##### Material provided

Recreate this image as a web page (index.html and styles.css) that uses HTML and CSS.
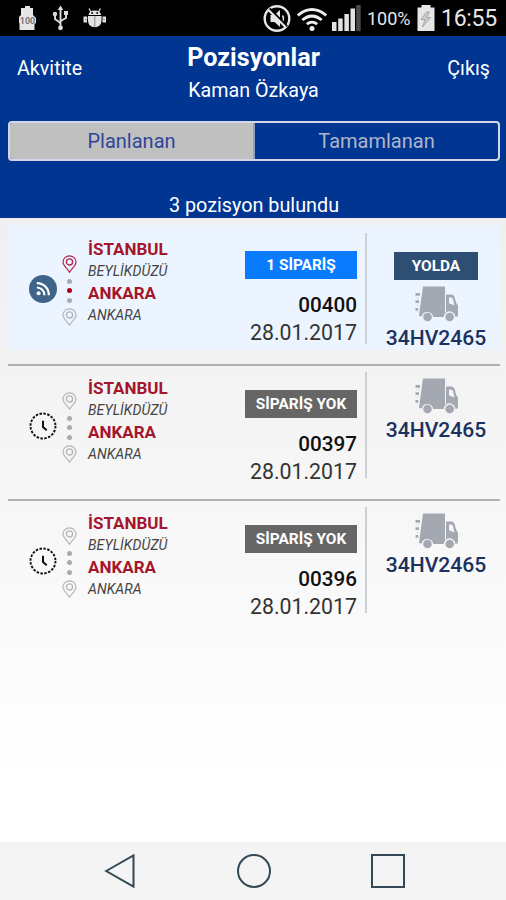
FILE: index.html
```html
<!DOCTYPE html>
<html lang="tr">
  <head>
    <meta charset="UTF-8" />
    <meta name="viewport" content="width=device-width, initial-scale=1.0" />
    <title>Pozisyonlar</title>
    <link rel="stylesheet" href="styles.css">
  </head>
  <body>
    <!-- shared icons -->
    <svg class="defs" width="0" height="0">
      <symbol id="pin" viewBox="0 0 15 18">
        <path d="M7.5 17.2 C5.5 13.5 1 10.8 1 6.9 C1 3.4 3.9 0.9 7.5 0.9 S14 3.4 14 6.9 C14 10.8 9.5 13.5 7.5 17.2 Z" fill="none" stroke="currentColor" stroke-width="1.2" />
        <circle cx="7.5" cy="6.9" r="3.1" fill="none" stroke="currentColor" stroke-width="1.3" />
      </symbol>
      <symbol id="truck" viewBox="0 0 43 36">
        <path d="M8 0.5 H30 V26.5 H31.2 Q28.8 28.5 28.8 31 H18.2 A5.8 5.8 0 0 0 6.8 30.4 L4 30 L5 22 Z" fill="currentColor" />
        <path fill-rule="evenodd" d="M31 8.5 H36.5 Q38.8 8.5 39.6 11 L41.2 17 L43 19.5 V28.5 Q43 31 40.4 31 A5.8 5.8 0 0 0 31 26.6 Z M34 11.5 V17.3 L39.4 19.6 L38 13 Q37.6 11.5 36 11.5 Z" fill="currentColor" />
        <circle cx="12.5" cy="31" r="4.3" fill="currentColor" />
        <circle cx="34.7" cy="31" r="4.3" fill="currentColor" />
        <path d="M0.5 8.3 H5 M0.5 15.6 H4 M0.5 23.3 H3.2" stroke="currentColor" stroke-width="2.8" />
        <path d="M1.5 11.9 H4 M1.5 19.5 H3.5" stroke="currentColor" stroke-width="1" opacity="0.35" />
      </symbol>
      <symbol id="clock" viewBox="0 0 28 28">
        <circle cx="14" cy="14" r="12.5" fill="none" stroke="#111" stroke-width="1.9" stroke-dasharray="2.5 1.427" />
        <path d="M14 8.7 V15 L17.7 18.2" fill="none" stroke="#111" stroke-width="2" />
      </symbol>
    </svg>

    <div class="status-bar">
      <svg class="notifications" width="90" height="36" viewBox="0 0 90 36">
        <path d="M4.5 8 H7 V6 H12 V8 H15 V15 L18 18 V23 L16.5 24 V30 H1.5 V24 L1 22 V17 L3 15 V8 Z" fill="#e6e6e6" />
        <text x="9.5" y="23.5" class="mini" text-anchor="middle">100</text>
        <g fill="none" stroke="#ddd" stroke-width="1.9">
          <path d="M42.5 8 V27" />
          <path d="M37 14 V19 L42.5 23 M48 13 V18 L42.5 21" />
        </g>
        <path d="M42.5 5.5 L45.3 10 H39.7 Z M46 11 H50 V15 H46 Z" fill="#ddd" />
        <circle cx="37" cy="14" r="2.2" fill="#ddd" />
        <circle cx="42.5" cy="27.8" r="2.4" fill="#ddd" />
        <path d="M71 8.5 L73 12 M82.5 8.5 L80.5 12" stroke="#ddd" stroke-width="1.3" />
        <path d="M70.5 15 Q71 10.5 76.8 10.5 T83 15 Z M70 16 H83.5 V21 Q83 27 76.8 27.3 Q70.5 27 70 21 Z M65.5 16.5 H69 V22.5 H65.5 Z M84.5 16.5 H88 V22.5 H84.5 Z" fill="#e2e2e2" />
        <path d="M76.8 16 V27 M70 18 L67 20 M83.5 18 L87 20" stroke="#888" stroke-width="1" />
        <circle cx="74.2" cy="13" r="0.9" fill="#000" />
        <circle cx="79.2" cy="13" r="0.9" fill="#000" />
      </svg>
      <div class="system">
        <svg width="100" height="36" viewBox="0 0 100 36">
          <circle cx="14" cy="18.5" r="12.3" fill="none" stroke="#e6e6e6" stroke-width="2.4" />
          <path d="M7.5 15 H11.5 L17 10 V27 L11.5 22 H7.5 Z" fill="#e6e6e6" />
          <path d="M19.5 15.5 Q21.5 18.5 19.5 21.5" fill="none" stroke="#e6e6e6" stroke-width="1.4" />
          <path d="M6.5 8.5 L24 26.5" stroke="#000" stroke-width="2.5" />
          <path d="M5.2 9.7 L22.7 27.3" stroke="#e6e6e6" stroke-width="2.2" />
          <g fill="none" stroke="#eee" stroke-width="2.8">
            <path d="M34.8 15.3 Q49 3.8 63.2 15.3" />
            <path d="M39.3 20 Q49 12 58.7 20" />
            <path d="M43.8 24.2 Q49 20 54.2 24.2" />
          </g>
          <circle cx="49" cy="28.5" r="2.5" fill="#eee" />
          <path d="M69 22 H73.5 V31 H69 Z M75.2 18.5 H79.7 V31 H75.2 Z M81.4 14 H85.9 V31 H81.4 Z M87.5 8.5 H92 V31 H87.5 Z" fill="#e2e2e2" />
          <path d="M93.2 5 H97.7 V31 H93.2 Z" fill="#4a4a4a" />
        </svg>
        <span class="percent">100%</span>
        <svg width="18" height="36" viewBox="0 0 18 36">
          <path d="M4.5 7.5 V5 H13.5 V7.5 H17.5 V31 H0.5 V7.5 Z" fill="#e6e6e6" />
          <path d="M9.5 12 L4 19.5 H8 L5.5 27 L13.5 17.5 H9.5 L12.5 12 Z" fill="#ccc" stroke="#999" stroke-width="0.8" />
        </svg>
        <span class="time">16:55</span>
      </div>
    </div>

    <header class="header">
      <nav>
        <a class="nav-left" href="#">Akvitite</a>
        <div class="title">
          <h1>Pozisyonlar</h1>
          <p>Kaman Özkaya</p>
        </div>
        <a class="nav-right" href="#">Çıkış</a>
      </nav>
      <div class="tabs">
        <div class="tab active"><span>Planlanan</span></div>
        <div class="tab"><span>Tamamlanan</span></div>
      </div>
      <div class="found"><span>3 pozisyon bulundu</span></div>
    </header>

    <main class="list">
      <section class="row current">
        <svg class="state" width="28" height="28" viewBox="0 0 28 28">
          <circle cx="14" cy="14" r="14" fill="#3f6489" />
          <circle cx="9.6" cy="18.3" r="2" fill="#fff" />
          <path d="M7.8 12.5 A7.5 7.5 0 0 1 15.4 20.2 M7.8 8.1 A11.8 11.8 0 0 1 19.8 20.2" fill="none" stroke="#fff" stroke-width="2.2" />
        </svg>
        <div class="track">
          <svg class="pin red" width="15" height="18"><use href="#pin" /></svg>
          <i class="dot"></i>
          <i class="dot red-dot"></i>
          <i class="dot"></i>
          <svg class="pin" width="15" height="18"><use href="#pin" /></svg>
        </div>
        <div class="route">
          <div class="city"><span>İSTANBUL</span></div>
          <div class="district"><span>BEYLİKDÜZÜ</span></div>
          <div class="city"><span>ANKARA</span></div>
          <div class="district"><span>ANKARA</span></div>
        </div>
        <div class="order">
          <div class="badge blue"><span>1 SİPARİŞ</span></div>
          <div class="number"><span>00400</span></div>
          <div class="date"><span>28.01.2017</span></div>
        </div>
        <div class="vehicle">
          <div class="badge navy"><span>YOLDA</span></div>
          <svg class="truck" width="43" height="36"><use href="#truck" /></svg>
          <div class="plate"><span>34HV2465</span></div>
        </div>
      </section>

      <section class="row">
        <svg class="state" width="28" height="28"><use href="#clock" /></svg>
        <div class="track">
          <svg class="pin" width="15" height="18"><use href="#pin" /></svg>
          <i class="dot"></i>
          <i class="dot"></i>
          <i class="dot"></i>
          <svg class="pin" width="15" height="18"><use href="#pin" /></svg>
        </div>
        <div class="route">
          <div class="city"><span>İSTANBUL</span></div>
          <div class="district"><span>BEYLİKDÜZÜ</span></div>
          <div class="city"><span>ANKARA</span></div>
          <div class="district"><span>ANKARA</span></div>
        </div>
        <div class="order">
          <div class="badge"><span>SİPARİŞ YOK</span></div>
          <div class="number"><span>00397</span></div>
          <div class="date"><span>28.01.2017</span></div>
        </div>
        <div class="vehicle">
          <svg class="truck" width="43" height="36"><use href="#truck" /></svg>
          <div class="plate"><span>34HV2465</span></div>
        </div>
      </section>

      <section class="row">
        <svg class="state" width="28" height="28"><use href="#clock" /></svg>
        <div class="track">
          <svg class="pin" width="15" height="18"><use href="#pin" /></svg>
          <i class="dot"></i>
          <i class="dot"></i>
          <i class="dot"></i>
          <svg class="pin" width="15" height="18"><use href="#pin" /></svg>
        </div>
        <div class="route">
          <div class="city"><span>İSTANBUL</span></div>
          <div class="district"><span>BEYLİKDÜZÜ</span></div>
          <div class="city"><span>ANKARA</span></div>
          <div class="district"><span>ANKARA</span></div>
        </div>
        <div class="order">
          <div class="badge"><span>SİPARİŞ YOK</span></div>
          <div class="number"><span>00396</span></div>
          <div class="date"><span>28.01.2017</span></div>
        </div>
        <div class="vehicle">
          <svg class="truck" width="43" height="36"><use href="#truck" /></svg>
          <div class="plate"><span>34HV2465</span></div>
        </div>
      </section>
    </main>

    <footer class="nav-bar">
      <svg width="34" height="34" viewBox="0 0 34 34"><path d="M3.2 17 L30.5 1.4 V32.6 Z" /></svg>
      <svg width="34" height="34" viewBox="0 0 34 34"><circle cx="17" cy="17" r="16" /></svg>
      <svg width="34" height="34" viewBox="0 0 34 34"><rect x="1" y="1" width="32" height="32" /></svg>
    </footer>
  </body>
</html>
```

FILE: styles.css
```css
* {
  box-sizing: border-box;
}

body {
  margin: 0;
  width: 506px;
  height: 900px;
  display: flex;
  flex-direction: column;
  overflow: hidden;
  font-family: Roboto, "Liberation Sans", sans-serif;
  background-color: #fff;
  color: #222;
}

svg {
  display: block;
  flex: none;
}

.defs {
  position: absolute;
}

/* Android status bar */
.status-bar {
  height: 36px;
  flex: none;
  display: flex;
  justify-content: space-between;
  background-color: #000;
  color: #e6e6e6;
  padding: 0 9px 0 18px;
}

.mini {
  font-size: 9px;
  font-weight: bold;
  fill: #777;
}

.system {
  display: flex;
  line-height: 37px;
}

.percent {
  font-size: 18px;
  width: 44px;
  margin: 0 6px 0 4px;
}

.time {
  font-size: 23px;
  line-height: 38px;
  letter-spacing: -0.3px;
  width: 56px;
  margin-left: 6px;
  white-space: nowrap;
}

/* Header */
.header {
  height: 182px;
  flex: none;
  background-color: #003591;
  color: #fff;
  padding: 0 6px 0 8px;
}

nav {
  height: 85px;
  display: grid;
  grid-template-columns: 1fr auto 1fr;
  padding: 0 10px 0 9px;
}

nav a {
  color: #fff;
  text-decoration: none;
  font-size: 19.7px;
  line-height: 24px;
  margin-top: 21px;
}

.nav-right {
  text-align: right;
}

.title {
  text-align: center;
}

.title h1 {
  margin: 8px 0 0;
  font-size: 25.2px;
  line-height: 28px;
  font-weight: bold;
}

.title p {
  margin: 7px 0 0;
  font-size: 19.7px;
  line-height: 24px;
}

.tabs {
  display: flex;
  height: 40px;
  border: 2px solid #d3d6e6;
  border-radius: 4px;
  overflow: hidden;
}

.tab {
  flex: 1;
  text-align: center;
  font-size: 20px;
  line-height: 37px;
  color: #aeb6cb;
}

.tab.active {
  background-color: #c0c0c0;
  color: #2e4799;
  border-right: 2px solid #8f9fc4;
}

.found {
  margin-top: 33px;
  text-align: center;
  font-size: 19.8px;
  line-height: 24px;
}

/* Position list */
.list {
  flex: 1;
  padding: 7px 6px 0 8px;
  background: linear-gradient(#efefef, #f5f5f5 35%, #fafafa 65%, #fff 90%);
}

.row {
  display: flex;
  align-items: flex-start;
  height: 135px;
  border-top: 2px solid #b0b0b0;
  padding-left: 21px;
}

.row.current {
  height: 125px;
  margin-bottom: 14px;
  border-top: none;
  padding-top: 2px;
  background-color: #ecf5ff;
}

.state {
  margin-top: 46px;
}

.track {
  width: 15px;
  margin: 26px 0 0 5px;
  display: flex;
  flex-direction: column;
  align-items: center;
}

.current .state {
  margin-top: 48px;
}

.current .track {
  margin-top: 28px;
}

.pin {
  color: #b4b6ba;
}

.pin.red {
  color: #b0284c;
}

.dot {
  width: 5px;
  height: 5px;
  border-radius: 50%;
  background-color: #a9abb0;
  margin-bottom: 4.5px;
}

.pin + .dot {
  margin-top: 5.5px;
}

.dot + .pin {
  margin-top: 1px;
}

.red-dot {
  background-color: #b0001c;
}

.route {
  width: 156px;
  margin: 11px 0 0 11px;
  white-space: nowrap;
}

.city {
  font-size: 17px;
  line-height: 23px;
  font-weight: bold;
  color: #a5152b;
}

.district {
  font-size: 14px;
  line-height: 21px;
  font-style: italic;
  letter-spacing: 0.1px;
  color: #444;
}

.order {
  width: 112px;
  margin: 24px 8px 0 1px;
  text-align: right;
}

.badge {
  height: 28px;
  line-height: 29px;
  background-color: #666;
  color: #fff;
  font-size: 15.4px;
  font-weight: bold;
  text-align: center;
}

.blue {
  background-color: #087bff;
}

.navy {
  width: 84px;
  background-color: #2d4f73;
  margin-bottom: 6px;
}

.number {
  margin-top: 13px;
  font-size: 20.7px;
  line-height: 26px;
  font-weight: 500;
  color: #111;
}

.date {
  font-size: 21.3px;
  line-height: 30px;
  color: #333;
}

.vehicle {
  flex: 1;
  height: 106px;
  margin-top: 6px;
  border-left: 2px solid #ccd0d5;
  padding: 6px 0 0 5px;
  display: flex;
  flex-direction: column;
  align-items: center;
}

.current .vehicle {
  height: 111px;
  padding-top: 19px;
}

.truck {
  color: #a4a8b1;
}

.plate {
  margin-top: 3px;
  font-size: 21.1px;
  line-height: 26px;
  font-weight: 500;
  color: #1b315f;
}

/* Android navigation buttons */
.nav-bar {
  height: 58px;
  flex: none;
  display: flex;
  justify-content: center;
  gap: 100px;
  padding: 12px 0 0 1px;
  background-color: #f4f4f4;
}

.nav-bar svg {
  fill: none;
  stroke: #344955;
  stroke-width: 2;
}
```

##########

Set exercise: Only a number is wanted here: how many lines in the data above include the string "styles"?

Task response: 3